チャラ男は情けない悲鳴を上げて後退った。俺を取り押さえていた2人は俺を手放して腰を抜かした。テレサはへたり込んだ俺に涙目で縋り付いてきた。
「酷い怪我! すぐ病院に行かないと!」
「顔の怪我は男の勲章だ。これで少しは男前になっただろ?」
「映画の観すぎですよ! 私映画は嫌いなんです!」
「それを聞くだけで色々あったんだなって察しが付くよ……それよりこいつらは一体?」
「警察に通報しようとしたらあの赤い服の人にテレサさんですか? って声をかけられたんです。最初は怪しいなって思ったんですけど、太一くんの知り合いで私を探すのを手伝ってたって言うから状況を説明しました。そしたら太一くんを助けに行くって言ってくれたのでここまで案内しました」
「そうだったのか」
俺はバイク乗りたちが三人組をひっ捕らえる場面を呆然と眺めた。
「太一くん大丈夫すか!?」
照康が焦燥を露わに駆け寄ってきた。
「今は何とかな。明日になったら痛みそうだけど。それよりこいつらはお前が連れて来たのか?」
「そうっす。総長が俺のファンだって言うんで〈暴走族の総長とスパーリングした後で夢を語り合ってみた〉って動画を撮影してたんっす。太一くんがテレサさんを探してるんで協力してほしいって頼んだら仲間を集めてくれたんすよ」
「そうだったのか。お前のファンってこういう層が多そうだもんな」
「最近俺のチャンネル登録者数15万人越えましたから! それもこれも太一くんのおかげっす! テレサさんの登録者数の比にはならないっすけどね」
「テレサは異例中の異例だからな。比較対象に選ぶべきじゃない。他人と自分を比較すると幸福度が下がるって言うらしいから気にしないのが一番だぞ」
「そうっすよね! 自分は自分っすよね! さすが太一くんっす!」
「……お前何言っても元気いっぱいに全肯定してくれるじゃん」
照康が好かれる理由が分かった気がする。これだけ根明で人懐っこいと社会に出た後も上手く世渡りして行けそうだ。俺も見習わないとな。

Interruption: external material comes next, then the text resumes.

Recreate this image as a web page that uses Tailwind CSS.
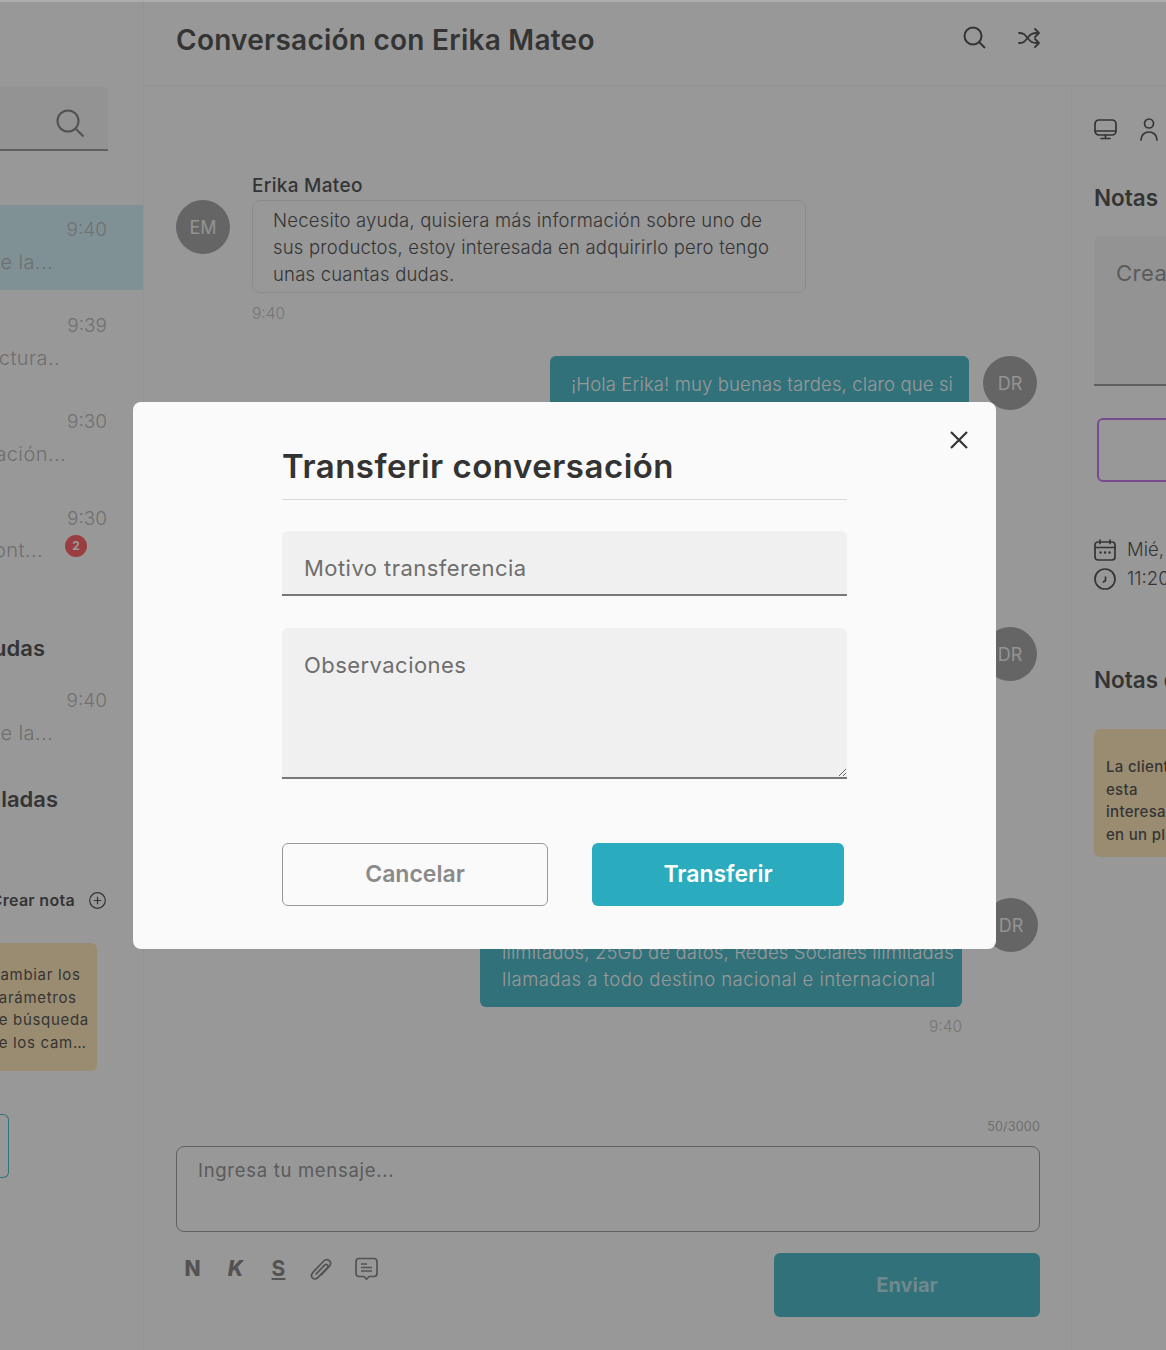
<!DOCTYPE html>
<html lang="es">
<head>
  <meta charset="UTF-8">
  <title>Conversación con Erika Mateo</title>
  <script src="https://cdn.jsdelivr.net/npm/@tailwindcss/browser@4"></script>
</head>
<body class="font-[Inter,sans-serif] bg-[#fafafa] text-[#333333]">
  <div class="relative w-[1166px] h-[1350px] overflow-hidden flex">

    <!-- bandeja izquierda, recortada por la ventana -->
    <aside class="w-[144px] h-full shrink-0 border-r border-[#f0f0f0] flex flex-col overflow-hidden pt-[86px]">
      <div class="w-[108px] h-[65px] shrink-0 bg-[#f0f0f0] border-b-2 border-[#8a8a8a] rounded-tr-md flex items-center justify-end pr-[23px] pt-[11px]">
        <svg class="w-[30px] h-[30px] text-[#6a6a6a]" viewBox="0 0 30 30" fill="none" stroke="currentColor" stroke-width="2"><circle cx="13" cy="13" r="10.5"/><path d="M21 21l7.5 7.5"/></svg>
      </div>

      <div class="mt-[54px] h-[85px] shrink-0 bg-[#c8ecf4] flex flex-col items-end pr-[36px] pt-[13px]">
        <span class="text-[19px] leading-[24px] font-light text-[#acacac]">9:40</span>
        <span class="mt-[6px] mr-[54px] text-[20px] tracking-[0.4px] leading-[28px] font-light text-[#a8a8a8] whitespace-nowrap">Quisiera saber de la...</span>
      </div>
      <div class="mt-[11px] h-[85px] shrink-0 flex flex-col items-end pr-[36px] pt-[13px]">
        <span class="text-[19px] leading-[24px] font-light text-[#acacac]">9:39</span>
        <span class="mt-[6px] mr-[47px] text-[20px] tracking-[0.4px] leading-[28px] font-light text-[#a8a8a8] whitespace-nowrap">Revisar mi factura..</span>
      </div>
      <div class="mt-[11px] h-[85px] shrink-0 flex flex-col items-end pr-[36px] pt-[13px]">
        <span class="text-[19px] leading-[24px] font-light text-[#acacac]">9:30</span>
        <span class="mt-[6px] mr-[41px] text-[20px] tracking-[0.4px] leading-[28px] font-light text-[#a8a8a8] whitespace-nowrap">Más información...</span>
      </div>
      <div class="mt-[11px] h-[85px] shrink-0 flex flex-col items-end pr-[36px] pt-[14px]">
        <span class="text-[19px] leading-[24px] font-light text-[#acacac]">9:30</span>
        <div class="mt-[5px] mr-[20px] flex items-center gap-[22px]">
          <span class="text-[20px] tracking-[0.4px] leading-[28px] font-light text-[#a8a8a8] whitespace-nowrap">Quiero cont...</span>
          <span class="w-[22px] h-[22px] -mt-[8px] shrink-0 rounded-full bg-[#ff444a] text-white text-[12px] font-bold flex items-center justify-center">2</span>
        </div>
      </div>

      <div class="mt-[55px] h-[30px] shrink-0 flex justify-end pr-[98px]">
        <span class="text-[22px] leading-[30px] font-semibold whitespace-nowrap">Ayudas</span>
      </div>
      <div class="mt-[13px] h-[85px] shrink-0 flex flex-col items-end pr-[36px] pt-[13px]">
        <span class="text-[19px] leading-[24px] font-light text-[#acacac]">9:40</span>
        <span class="mt-[6px] mr-[54px] text-[20px] tracking-[0.4px] leading-[28px] font-light text-[#a8a8a8] whitespace-nowrap">Quisiera saber de la...</span>
      </div>
      <div class="mt-[23px] h-[30px] shrink-0 flex justify-end pr-[85px]">
        <span class="text-[22px] leading-[30px] font-semibold whitespace-nowrap">Escaladas</span>
      </div>

      <div class="mt-[74px] h-[24px] shrink-0 flex items-center justify-end pr-[37px] gap-[14px]">
        <span class="text-[16px] font-semibold tracking-[0.3px] whitespace-nowrap">Crear nota</span>
        <svg class="w-[17px] h-[17px] shrink-0" viewBox="0 0 17 17" fill="none" stroke="currentColor" stroke-width="1.2"><circle cx="8.500" cy="8.500" r="7.800"/><path d="M8.500 4.800v7.400M4.800 8.500h7.400"/></svg>
      </div>
      <div class="mt-[31px] w-[97px] h-[128px] shrink-0 bg-[#ffe3ac] rounded-r-md flex justify-end pr-[8px] pt-[21px]">
        <p class="text-[15px] leading-[22.700px] tracking-[0.7px] whitespace-nowrap">Cambiar los<br>parámetros<br>de búsqueda<br>de los cam…</p>
      </div>
      <div class="mt-[43px] w-[9px] h-[64px] shrink-0 border border-l-0 border-[#2aacbe] rounded-r-md"></div>
    </aside>

    <div class="flex-1 flex flex-col min-w-0">
      <header class="h-[86px] shrink-0 border-b border-[#f0f0f0] flex items-center justify-between pl-[32px] pr-[125px]">
        <h1 class="text-[28px] font-semibold tracking-[0.25px] leading-[80px] -mt-[6px] whitespace-nowrap">Conversación con Erika Mateo</h1>
        <div class="flex items-center gap-[32px] -mt-[10px]">
          <svg class="w-[23px] h-[23px]" viewBox="0 0 23 23" fill="none" stroke="currentColor" stroke-width="2"><circle cx="10" cy="10" r="8.500"/><path d="M16 16l6 6"/></svg>
          <svg class="w-[23px] h-[22px]" viewBox="0 0 23 22" fill="none" stroke="currentColor" stroke-width="1.800" stroke-linecap="round" stroke-linejoin="round"><path d="M1 6c5 0 6 2 8.500 5s4 5 9.500 5"/><path d="M1 16c5 0 6-2 8.500-5s4-5 9.500-5"/><path d="M17 2l4 4-4 4"/><path d="M17 12l4 4-4 4"/></svg>
        </div>
      </header>

      <div class="flex-1 flex min-h-0">
        <main class="w-[928px] shrink-0 border-r border-[#f0f0f0] pl-[32px] pr-[31px] flex flex-col">
          <div class="flex gap-[22px] mt-[87px] h-[183px] shrink-0">
            <div class="w-[54px] h-[54px] mt-[27px] rounded-full bg-[#959595] text-[#f0f0f0] text-[18px] flex items-center justify-center shrink-0">EM</div>
            <div>
              <div class="text-[19px] leading-[25px] mb-[2px] font-medium tracking-[0.3px]">Erika Mateo</div>
              <div class="w-[554px] h-[93px] border border-[#e0e0e0] rounded-lg pl-[20px] pt-[6px] text-[18.500px] tracking-[0.2px] leading-[27px] font-light whitespace-nowrap">Necesito ayuda, quisiera más información sobre uno de<br>sus productos, estoy interesada en adquirirlo pero tengo<br>unas cuantas dudas.</div>
              <div class="mt-[10px] text-[15.500px] leading-[22px] font-light text-[#b4b4b4]">9:40</div>
            </div>
          </div>

          <div class="h-[271px] shrink-0 flex justify-end gap-[14px] pr-[3px]">
            <div class="w-[419px] h-[120px] bg-[#2aacbe] rounded-md pl-[21px] pt-[15px] text-[18.500px] tracking-[0.13px] leading-[27px] font-light text-[#fafafa] whitespace-nowrap">¡Hola Erika! muy buenas tardes, claro que si<br>con gusto te ayudo</div>
            <div class="w-[54px] h-[54px] rounded-full bg-[#959595] text-[#f0f0f0] text-[18px] flex items-center justify-center shrink-0">DR</div>
          </div>
          <div class="h-[271px] shrink-0 flex justify-end gap-[14px] pr-[3px]">
            <div class="w-[419px] h-[120px] bg-[#2aacbe] rounded-md pl-[21px] pt-[15px] text-[18.500px] tracking-[0.13px] leading-[27px] font-light text-[#fafafa] whitespace-nowrap">¿Qué tipo de plan estás buscando?</div>
            <div class="w-[54px] h-[54px] rounded-full bg-[#959595] text-[#f0f0f0] text-[18px] flex items-center justify-center shrink-0">DR</div>
          </div>
          <div class="h-[221px] shrink-0 flex justify-end gap-[22px] pr-[2px]">
            <div class="flex flex-col items-end">
              <div class="w-[482px] h-[109px] bg-[#2aacbe] rounded-md pl-[22px] pt-[14px] text-[18.500px] leading-[27px] font-light text-[#fafafa] whitespace-nowrap">Tenemos un plan ideal para ti, con minutos<br><span class="tracking-[0.14px]">ilimitados, 25Gb de datos, Redes Sociales ilimitadas</span><br><span class="tracking-[0.45px]">llamadas a todo destino nacional e internacional</span></div>
              <div class="mt-[9px] text-[15.500px] leading-[22px] font-light text-[#b4b4b4]">9:40</div>
            </div>
            <div class="w-[54px] h-[54px] rounded-full bg-[#959595] text-[#f0f0f0] text-[18px] flex items-center justify-center shrink-0">DR</div>
          </div>

          <div class="text-right text-[12.500px] tracking-[0.2px] leading-[16px] text-[#a8a8a8]">50/3000</div>
          <textarea placeholder="Ingresa tu mensaje..." class="mt-[11px] w-full h-[86px] shrink-0 border border-[#8a8a8a] rounded-lg px-[21px] py-[10px] text-[18.500px] tracking-[0.7px] leading-[27px] resize-none placeholder:text-[#808080] bg-transparent"></textarea>
          <div class="flex items-start justify-between mt-[21px]">
            <div class="flex items-center h-[32px] text-[#707070]">
              <span class="w-[33px] text-center text-[21px] font-extrabold">N</span>
              <span class="w-[53px] text-center text-[21px] font-extrabold italic">K</span>
              <span class="w-[33px] text-center text-[21px] font-bold underline underline-offset-2">S</span>
              <svg class="w-[22px] h-[24px] ml-[15px]" viewBox="0 0 22 24" fill="none" stroke="currentColor" stroke-width="1.700" stroke-linecap="round"><path d="M19.500 3.800c-1.700-1.800-4-1.600-5.700.2L3.400 14.800c-2.200 2.300-2.400 4.700-.9 6.200s3.800 1.200 5.800-.9l8.800-9.100c1-1.100 1.100-2.300.3-3.100s-2-.6-3 .4l-8.200 8.600"/><path d="M19.500 3.800c1.600 1.800 1.300 4-.4 5.800l-7.900 8.200"/></svg>
              <svg class="w-[23px] h-[24px] ml-[23px]" viewBox="0 0 23 24" fill="none" stroke="currentColor" stroke-width="1.700" stroke-linejoin="round"><path d="M4 1.500h15a3 3 0 013 3v12a3 3 0 01-3 3h-5l-2.500 2.800L9 19.500H4a3 3 0 01-3-3v-12a3 3 0 013-3z"/><path d="M6 7h6M6 10.500h11M6 14h11"/></svg>
            </div>
            <button class="w-[266px] h-[64px] bg-[#2aacbe] rounded-md text-[20px] font-bold text-white/60">Enviar</button>
          </div>
        </main>

        <!-- panel derecho, recortado por la ventana -->
        <aside class="flex-1 min-w-0 overflow-hidden pl-[22px] relative">
          <div class="w-[300px]">
            <div class="flex items-center gap-[23px] mt-[31px] h-[24px]">
              <svg class="w-[23px] h-[21px]" viewBox="0 0 23 21" fill="none" stroke="currentColor" stroke-width="1.700" stroke-linecap="round"><rect x="1" y="1" width="21" height="15" rx="4"/><path d="M1 12h21M11.500 16v3.500M7 19.500h9"/></svg>
              <svg class="w-[18px] h-[23px]" viewBox="0 0 18 23" fill="none" stroke="currentColor" stroke-width="1.700" stroke-linecap="round"><circle cx="9" cy="5.500" r="4.500"/><path d="M1 22c0-5 3.500-8 8-8s8 3 8 8"/></svg>
            </div>
            <h2 class="mt-[42px] text-[22.500px] leading-[30px] font-semibold whitespace-nowrap">Notas</h2>
            <div class="mt-[23px] h-[150px] bg-[#f0f0f0] border-b-2 border-[#8a8a8a] rounded-t-md pl-[22px] pt-[20px] text-[22px] tracking-[0.5px] leading-[34px] text-[#808080] whitespace-nowrap">Crear nota</div>
            <div class="mt-[32px] ml-[3px] h-[64px] border-2 border-[#b862e8] rounded-md"></div>
            <div class="mt-[54px] flex items-center gap-[11px] h-[28px] text-[18.500px] font-light whitespace-nowrap">
              <svg class="w-[22px] h-[22px] shrink-0" viewBox="0 0 22 22" fill="none" stroke="currentColor" stroke-width="1.700" stroke-linecap="round"><rect x="1" y="3" width="20" height="18" rx="3"/><path d="M1 8.500h20M6 1v3.500M16 1v3.500"/><path d="M6.500 13.500h.1M11 13.500h.1M15.500 13.500h.1" stroke-width="2.400"/></svg>
              <span>Mié, 12 de mayo</span>
            </div>
            <div class="flex items-center gap-[11px] h-[29px] text-[18.500px] font-light whitespace-nowrap">
              <svg class="w-[22px] h-[22px] shrink-0" viewBox="0 0 22 22" fill="none" stroke="currentColor" stroke-width="1.700" stroke-linecap="round"><circle cx="11" cy="11" r="10"/><path d="M11.500 9v3.500L9.500 14"/></svg>
              <span>11:20 am</span>
            </div>
            <h2 class="mt-[72px] text-[22.500px] leading-[30px] font-semibold whitespace-nowrap">Notas de la conversación</h2>
            <div class="mt-[34px] h-[128px] bg-[#ffe3ac] rounded-md pl-[12px] pt-[27px] text-[15px] tracking-[0.3px] leading-[22.700px] font-medium whitespace-nowrap">La cliente<br>esta<br>interesada<br>en un plan</div>
          </div>
        </aside>
      </div>
    </div>

    <!-- velo del modal -->
    <div class="absolute inset-0 bg-[#363636]/50 border-t-2 border-white/20"></div>

    <div class="absolute left-[133px] top-[402px] w-[863px] h-[547px] bg-[#fafafa] rounded-lg pl-[149px] pt-[42px]">
      <button class="absolute left-[816px] top-[28px] text-[#333333]" aria-label="Cerrar">
        <svg class="w-[20px] h-[20px]" viewBox="0 0 20 20" fill="none" stroke="currentColor" stroke-width="2.200"><path d="M2 2l16 16M18 2L2 18"/></svg>
      </button>
      <div class="w-[565px]">
        <h2 class="text-[33px] tracking-[0.5px] leading-[44px] h-[56px] font-semibold border-b border-[#d9d9d9]">Transferir conversación</h2>
        <input placeholder="Motivo transferencia" class="block mt-[31px] w-full h-[65px] bg-[#f0f0f0] border-b-2 border-[#777777] rounded-t-md px-[22px] pt-[10px] text-[22px] tracking-[0.45px] placeholder:text-[#6e6e6e]">
        <textarea placeholder="Observaciones" class="block mt-[32px] w-full h-[151px] bg-[#f0f0f0] border-b-2 border-[#777777] rounded-t-md px-[22px] pt-[20px] text-[22px] tracking-[0.45px] leading-[34px] placeholder:text-[#6e6e6e]"></textarea>
        <div class="flex mt-[64px]">
          <button class="w-[266px] h-[63px] border border-[#999999] rounded-md text-[23px] font-semibold text-[#8a8a8a]">Cancelar</button>
          <button class="ml-[44px] w-[252px] h-[63px] bg-[#2aacbe] rounded-md text-[23px] font-semibold text-white">Transferir</button>
        </div>
      </div>
    </div>
  </div>
</body>
</html>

「それだけじゃないっすよ。ここにいるみんな太一くんのファンでもあるんすから!」
照康が両腕を広げると、バイク乗りたちが口々に俺を褒め称えてきた。
「ナマハゲの動画面白かったぜ! あんた気合い入ってるよ!」
「クソ度胸パねえよ! 同じ地元民として応援してたぜ!」
「引退したのは残念だけどまた新しいことに挑戦してんだろ? カッコイイじゃねえか!」
俺はぽかんと大口を開けた。ポジティブ太一のファン層ってこんなに柄が悪かったのか。それでも褒められるのは悪くないが、俺はバイク乗りたちに向かって一つ訊ねた。
「……お前らチャンネル登録はしてただろうな?」
バイク乗りたちはさっと顔を逸らした。
「やっぱりか! 俺が引退した後で虫の良いこと言いやがって! 悪い子はいねがー!」
子供を脅かすようなポーズを取りながら立ち上がると、バイク乗りたちは蜘蛛の子を散らした。
「ったく、今日一日だけで偉い目にあったな」
ともあれ、テレサが無事でよかった。
「テレサ、怪我とかしてな……」
振り返ると、テレサが無言で抱き着いてきた。
「ど、どうしたんだ?」
俺は扱いに困って両手を彷徨わせたが、テレサが泣いていることに気付き、両手をテレサの背中に回して宥めるようにぽんぽんと叩いた。照康が唇に人差し指を添えると、バイク乗りたちはエンジンを切り、押し歩きでその場を去って行った。
「……後のことは任せて下さいっす」
照康は親指を立てると、捕縛した三人組を連れてバイク乗りたちの後に続いた。